The resulting data set consisted of 390 vehicles in the U.S., 245 of which were LX470s. The mileage ranged from 38,000 to 321,000 miles. Prices ranged from $7,000 to over $40,000.
[A side note for the data scientists reading this: I conducted this analysis in R and used the rvest package to scrape the data from cars.com.]
Visualizing the data
In business intelligence arenas, visualizing data can help users better uncover patterns, so I created graphs to show the relationship between miles, price and type, and between year, price and type.


By visualizing the data, it became quite apparent, as would be expected, that newer models are priced higher, and as mileage increases, prices decrease. The visualizations also showed that LX470s are typically priced slightly higher than Land Cruisers, and highlighted the outliers so they were easy to see.
But the question remained: What should I offer for any given vehicle?
Understanding pricing variations
My next step was to create a data model to more precisely understand the prices as they related to these data points. (The model isn’t perfect, but it does the job.)
It turns out that mileage, year and type explain about 87 percent of the variation in price, and half of the vehicles in the market will be within about $1,300 of the price that the model predicts.
All things being equal, such as vehicle condition and features, each additional 10,000 miles reduces the price by $620, and LX470s sell for $635 more than Land Cruisers.
The model also showed a roughly $3,000 price increase between 2002 and 2003 vehicles, and again between 2005 and 2006 vehicles, both of which are likely due to design improvements.
While the model predictions were close to the industry guide I consulted, there were instances where the estimates diverged. These differences showed the law of supply and demand at work.
[For the data scientists reading this: The model works like this: $22555 – (miles/10,000) * $621 + year_price_adjustment + type_price_adjustment]
Putting it all in context
This exercise helped me narrow down pricing based on the market inventory at the time—giving me greater confidence as I negotiated with dealers. It also provided two important lessons that are broadly applicable to almost any enterprise’s data initiative.
Lesson 1: Focus on the data first
Models are only as good as the data you feed them, so it’s important to think about how you organize and manage the data. In this case, I spent several hours getting the data and preparing it for analysis. Creating the model only took a few minutes.
This ratio isn’t unusual. Data scientists are often jokingly referred to as “data janitors” because we spend 80 percent of our time cleaning up data.
As the amount of data enterprises collect has grown, so too has the importance of proper data management.
In fact, marketing scientists—progressive marketing leaders who use scientific methodology to effectively predict customer needs and prescribe solutions—identify effective structuring and management of data as a key pillar of their success. And they are nearly twice as proficient as traditional marketers in “architecting” the data so that it’s “digestible, dissectible, and easily retrieved” across their organizations.
Because of this, they’re better able to test new theories and to conduct more in-depth analysis than their peers.
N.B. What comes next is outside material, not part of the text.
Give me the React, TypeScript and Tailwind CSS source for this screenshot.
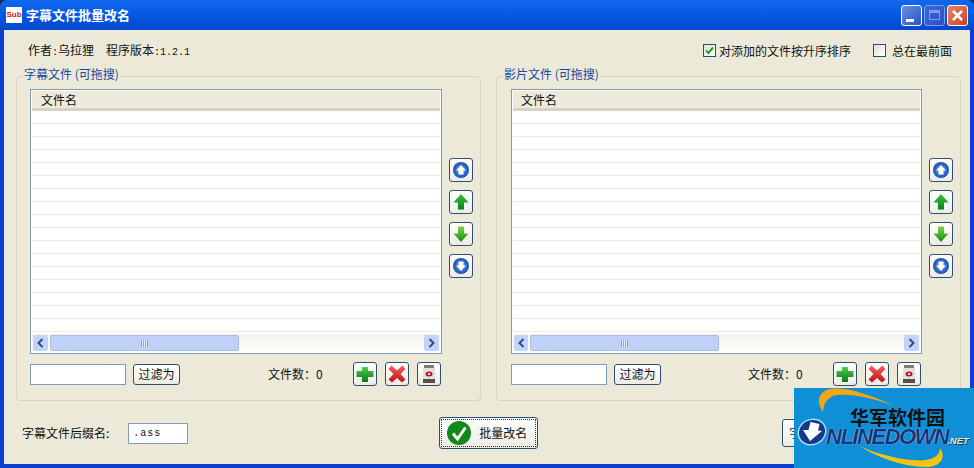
import type { ReactNode } from "react";

const rows = Array.from({ length: 17 });

const IconButton = ({ children }: { children: ReactNode }) => (
  <button className="w-6 h-6 shrink-0 flex items-center justify-center rounded-[3px] border border-[#2f4f72] bg-gradient-to-b from-white to-[#ecebe4]">
    {children}
  </button>
);

const CircleArrow = ({ down, id }: { down?: boolean; id: string }) => (
  <svg width="18" height="18" viewBox="0 0 18 18">
    <defs>
      <radialGradient id={id} cx="50%" cy="50%" r="55%">
        <stop offset="0%" stopColor="#6fa6f0" />
        <stop offset="100%" stopColor="#0a46a8" />
      </radialGradient>
    </defs>
    <circle cx="9" cy="9" r="8" fill={`url(#${id})`} />
    <path d={down ? "M6.500 4.500h5v4h2.500L9 14 4 8.500h2.500z" : "M6.500 13.500h5v-4h2.500L9 4 4 9.500h2.500z"} fill="#fff" />
  </svg>
);

const GreenArrow = ({ down, id }: { down?: boolean; id: string }) => (
  <svg width="18" height="18" viewBox="0 0 18 18">
    <defs>
      <linearGradient id={id} x1="0" y1="0" x2="0" y2="1">
        <stop offset="0%" stopColor={down ? "#7fd63c" : "#35c23a"} />
        <stop offset="100%" stopColor={down ? "#0f8a1c" : "#0f7d1e"} />
      </linearGradient>
    </defs>
    <path
      d={down ? "M6 1.500h6v7h4.500L9 17 1.500 8.500H6z" : "M9 1 16.500 9.500H12v7H6v-7H1.500z"}
      fill={`url(#${id})`}
    />
  </svg>
);

const PlusIcon = ({ id }: { id: string }) => (
  <svg width="20" height="20" viewBox="0 0 20 20">
    <defs>
      <linearGradient id={id} x1="0" y1="0" x2="0" y2="1">
        <stop offset="0%" stopColor="#4fd04a" />
        <stop offset="100%" stopColor="#0b7a1a" />
      </linearGradient>
    </defs>
    <path d="M7 3h6v4h5.500v6H13v5H7v-5H1.500V7H7z" fill={`url(#${id})`} />
  </svg>
);

const CrossIcon = ({ id }: { id: string }) => (
  <svg width="20" height="20" viewBox="0 0 20 20">
    <defs>
      <linearGradient id={id} x1="0" y1="0" x2="0" y2="1">
        <stop offset="0%" stopColor="#f4605c" />
        <stop offset="100%" stopColor="#c2101a" />
      </linearGradient>
    </defs>
    <path d="M4.500 1.500 10 6.500l5.500-5L18.500 5 13.500 10l5 5.500-3.500 3L10 14l-5 4.500-3.500-3 5-5.500-5-5z" fill={`url(#${id})`} />
  </svg>
);

const TrashIcon = () => (
  <svg width="16" height="20" viewBox="0 0 16 20">
    <rect x="3" y="1" width="10" height="3" fill="#7d7d78" />
    <rect x="2" y="4" width="12" height="13" fill="#e4dfda" />
    <rect x="2" y="15" width="12" height="4" fill="#55524e" />
    <ellipse cx="8" cy="10" rx="3.500" ry="2.500" fill="#a8122c" />
    <ellipse cx="8" cy="10" rx="1.500" ry="1" fill="#f1d6d8" />
  </svg>
);

const FileList = ({ right }: { right?: boolean }) => (
  <div className={`h-[265px] shrink-0 border border-[#7f9db9] bg-white flex flex-col p-px ${right ? "w-[411px]" : "w-[412px]"}`}>
    <div className={`h-[20px] shrink-0 pt-px flex items-center bg-[#ebeadb] border-b-[3px] border-[#d6d3c4] text-[#111] ${right ? "pl-[8px]" : "pl-[9px]"}`}>
      文件名
    </div>
    <div className="flex-1 overflow-hidden">
      {rows.map((_, i) => (
        <div key={i} className="h-[13px] border-b border-[#edebe0]" />
      ))}
    </div>
    <div className="h-[18px] shrink-0 flex bg-gradient-to-b from-[#f3f3ee] to-[#fdfdfb]">
      <div className={`m-px rounded-[2px] bg-[#c4d4f8] text-[#2c4a86] flex items-center justify-center ${right ? "w-[14px]" : "w-[15px]"}`}>
        <svg width="9" height="10" viewBox="0 0 9 10">
          <path d="M6.500 1 2.500 5l4 4" fill="none" stroke="currentColor" strokeWidth="2" />
        </svg>
      </div>
      <div className="w-[189px] m-px rounded-[2px] bg-[#bfd1f8] border border-[#a9bde8] flex items-center justify-center">
        <div className="w-[7px] h-[7px] bg-[repeating-linear-gradient(90deg,#8ea4d6_0,#8ea4d6_1px,#e6edfc_1px,#e6edfc_2px)]" />
      </div>
      <div className="flex-1" />
      <div className="w-[15px] m-px rounded-[2px] bg-[#c4d4f8] text-[#2c4a86] flex items-center justify-center">
        <svg width="9" height="10" viewBox="0 0 9 10">
          <path d="M2.500 1l4 4-4 4" fill="none" stroke="currentColor" strokeWidth="2" />
        </svg>
      </div>
    </div>
  </div>
);

const Group = ({ title, id, right }: { title: string; id: string; right?: boolean }) => (
  <div className={`relative w-[465px] h-[325px] rounded-[4px] border border-[#d8d4c4] pt-[12px] ${right ? "pl-[14px]" : "pl-[13px]"}`}>
    <span className="absolute left-[6px] top-[-11px] px-px bg-[#ece9d8] text-[#1a47a0] leading-[16px]">{title}</span>
    <div className="flex">
      <FileList right={right} />
      <div className="ml-[7px] flex flex-col gap-2 pt-[69px]">
        <IconButton><CircleArrow id={`${id}-a`} /></IconButton>
        <IconButton><GreenArrow id={`${id}-b`} /></IconButton>
        <IconButton><GreenArrow down id={`${id}-c`} /></IconButton>
        <IconButton><CircleArrow down id={`${id}-d`} /></IconButton>
      </div>
    </div>
    <div className={`flex items-center mt-[8px] h-6 ${right ? "w-[410px]" : "w-[411px]"}`}>
      <div className="w-[96px] h-[21px] mt-px border border-[#7f9db9] bg-white" />
      <button className="ml-[7px] w-[47px] h-[21px] rounded-[3px] border border-[#2f4f72] bg-gradient-to-b from-white to-[#ecebe4] text-[#111]">
        过滤为
      </button>
      <span className={`text-[#111] whitespace-nowrap ${right ? "ml-[87px]" : "ml-[88px]"}`}>文件数：0</span>
      <div className="ml-auto flex gap-2">
        <IconButton><PlusIcon id={`${id}-e`} /></IconButton>
        <IconButton><CrossIcon id={`${id}-f`} /></IconButton>
        <IconButton><TrashIcon /></IconButton>
      </div>
    </div>
  </div>
);

const Watermark = () => (
  <div className="absolute right-0 bottom-0 w-[180px] h-[80px] bg-[#0f8fd6] overflow-hidden">
    <svg className="absolute inset-0" width="180" height="80" viewBox="0 0 180 80">
      <path d="M29 24C22 14 24 4 36 1C52-1 72 5 100 18C76 9 58 6 44 7C34 8 30 14 29 24Z" fill="#f3a512" />
      <path d="M62 56C84 68 118 74 132 72C142 70 146 66 146 60C152 68 148 78 134 79C112 80 84 70 62 56Z" fill="#f4c30f" />
      <ellipse cx="18" cy="44" rx="14" ry="12.500" transform="rotate(-25 18 44)" fill="#123a8c" stroke="#a8d8f4" strokeWidth="1.500" />
      <path d="M16.500 34 25.500 36 24 42.500 28 43 16 53 9 42 14.500 42Z" fill="#fff" />
    </svg>
    <div className="relative pl-[56px] pt-[18px] text-[19px] leading-[22px] font-bold text-[#111]">华军软件园</div>
    <div className="absolute left-[32px] top-[41px] flex items-baseline whitespace-nowrap italic font-bold font-['Liberation_Sans',sans-serif]">
      <span className="text-[#10357f] text-[22px] leading-[16px] tracking-[-1.500px] [text-shadow:0_0_1px_#fff]">NLINEDOWN</span>
      <span className="-ml-[1px] text-[9.500px] leading-[10px] text-[#dbe8ee] [text-shadow:1px_1px_0_#333]">.NET</span>
    </div>
  </div>
);

export default function App() {
  return (
    <div className="relative w-[974px] h-[468px] overflow-hidden bg-[#1c2c50] text-[12px] font-['Noto_Sans_CJK_SC','Liberation_Sans',sans-serif]">
      <div className="w-full h-full flex flex-col rounded-t-[7px] overflow-hidden bg-[#0a3fd0]">
        {/* Title bar */}
        <div className="h-[30px] shrink-0 flex items-center pl-[6px] pr-[6px] bg-gradient-to-b from-[#1068ee] via-[#0558e0] to-[#0448cc]">
          <div className="w-4 h-4 bg-white flex items-center justify-center text-[8px] leading-none font-bold text-[#c81818] font-['Liberation_Sans',sans-serif]">Sub</div>
          <span className="ml-[4px] text-[13px] font-bold text-white">字幕文件批量改名</span>
          <div className="ml-auto flex gap-[2px]">
            <div className="w-[21px] h-[21px] rounded-[3px] border border-white bg-gradient-to-br from-[#6d8fe8] to-[#2a4fc8] flex items-end pl-[4px] pb-[3px]">
              <div className="w-[8px] h-[3px] bg-white" />
            </div>
            <div className="w-[21px] h-[21px] rounded-[3px] border border-[#7f9ce8] bg-gradient-to-br from-[#3c66d8] to-[#2a52c8] flex items-center justify-center">
              <div className="w-[11px] h-[10px] border border-[#7f9ce8] border-t-[3px]" />
            </div>
            <div className="w-[21px] h-[21px] rounded-[3px] border border-white bg-gradient-to-br from-[#e8866a] to-[#c8401c] flex items-center justify-center">
              <svg width="13" height="13" viewBox="0 0 13 13">
                <path d="M2 2l9 9M11 2l-9 9" stroke="#fff" strokeWidth="2.500" />
              </svg>
            </div>
          </div>
        </div>

        {/* Client area */}
        <div className="flex-1 mx-[4px] mb-[4px] bg-[#ece9d8] flex flex-col text-[#111]">
          <div className="h-[40px] shrink-0 flex items-center pl-[24px] pr-[18px] pt-[1px]">
            <span>作者<span className="font-['Liberation_Mono',monospace] text-[10px]">:</span>乌拉狸</span>
            <span className="ml-[12px]">程序版本<span className="font-['Liberation_Mono',monospace] text-[10px]">:1.2.1</span></span>
            <div className="ml-auto w-[13px] h-[13px] border border-[#1c5180] bg-gradient-to-br from-[#e0e0d8] to-white flex items-center justify-center">
              <svg width="9" height="9" viewBox="0 0 9 9">
                <path d="M1 4.500 3.500 7 8 1.500" fill="none" stroke="#21a121" strokeWidth="2" />
              </svg>
            </div>
            <span className="ml-[3px]">对添加的文件按升序排序</span>
            <div className="ml-[22px] w-[13px] h-[13px] border border-[#1c5180] bg-gradient-to-br from-[#e0e0d8] to-white" />
            <span className="ml-[6px]">总在最前面</span>
          </div>

          <div className="flex gap-[15px] pl-[12px] pt-[6px]">
            <Group title="字幕文件 (可拖搜)" id="sub" />
            <Group right title="影片文件 (可拖搜)" id="mov" />
          </div>

          <div className="flex-1 flex items-center pl-[18px] pr-[8px]">
            <span>字幕文件后缀名:</span>
            <div className="ml-[19px] mt-[2px] w-[60px] h-[21px] border border-[#7f9db9] bg-white pl-[4px] flex items-center font-['Liberation_Mono',monospace] text-[10px] tracking-[1px]">.ass</div>
            <button className="ml-[251px] w-[99px] h-[32px] rounded-[3px] border border-[#1c5180] outline-1 outline-dotted -outline-offset-[3px] outline-[#333] bg-gradient-to-b from-white to-[#ecebe4] flex items-center pl-[6px] text-[#111]">
              <svg width="26" height="26" viewBox="0 0 26 26">
                <circle cx="13" cy="13" r="12" fill="#12881c" />
                <path d="M7 13.500 11.500 19 19.500 7.500" fill="none" stroke="#f4f4ea" strokeWidth="3" />
              </svg>
              <span className="ml-[7px]">批量改名</span>
            </button>
            <button className="ml-[244px] w-[70px] h-[28px] rounded-[3px] border border-[#2f4f72] bg-gradient-to-b from-white to-[#ecebe4] text-left pl-[6px]">字幕</button>
          </div>
        </div>
      </div>
      <Watermark />
    </div>
  );
}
How does your organization manage its data? Can you easily pursue new areas of inquiry? Or do you constantly need to start from ground zero? If you face the latter, it may be time to review your data architecture.
Lesson 2: Keep it simple
There are times when squeezing every drop of performance out of a model is important enough that it’s worth having data scientists build “black box” models—models so complicated that they are difficult for anyone, other than their creators, to understand.
Trading is a great example of this. In an industry where one one-hundredth of a cent matters, the complexity of the model is irrelevant; performance is everything.
However, there can be negative consequences as the complexity increases, such as what happened during the “flash crash” in the stock market several years ago.
In analytics, enterprises need to balance performance with complexity.
In my case, I could have used a slightly better model for my car search that took into account the interaction between model year and mileage. However, the performance improvement would have been modest (only about 1.5 percent) while the model would have become more complex.
Can your data scientists explain their data models in business terms? Will the potential performance improvement justify the time and effort required to manage the additional complexity? Will increased complexity open your enterprise to greater risk?
Generally speaking, it’s often best for data scientists to use the simplest model that gets the job done.
My car search was successful. I purchased a 2006 LX470 with 96,000 miles at a local dealer, and the purchase price was within $1,000 of what the model predicted. And I just returned from the first of many off-road expeditions.
I’m sure this won’t be the last time I build a data model as part of an everyday endeavor. What about you? Have you ever wanted to leverage analytics to help guide a decision? As a data scientist, I’d love to hear your stories.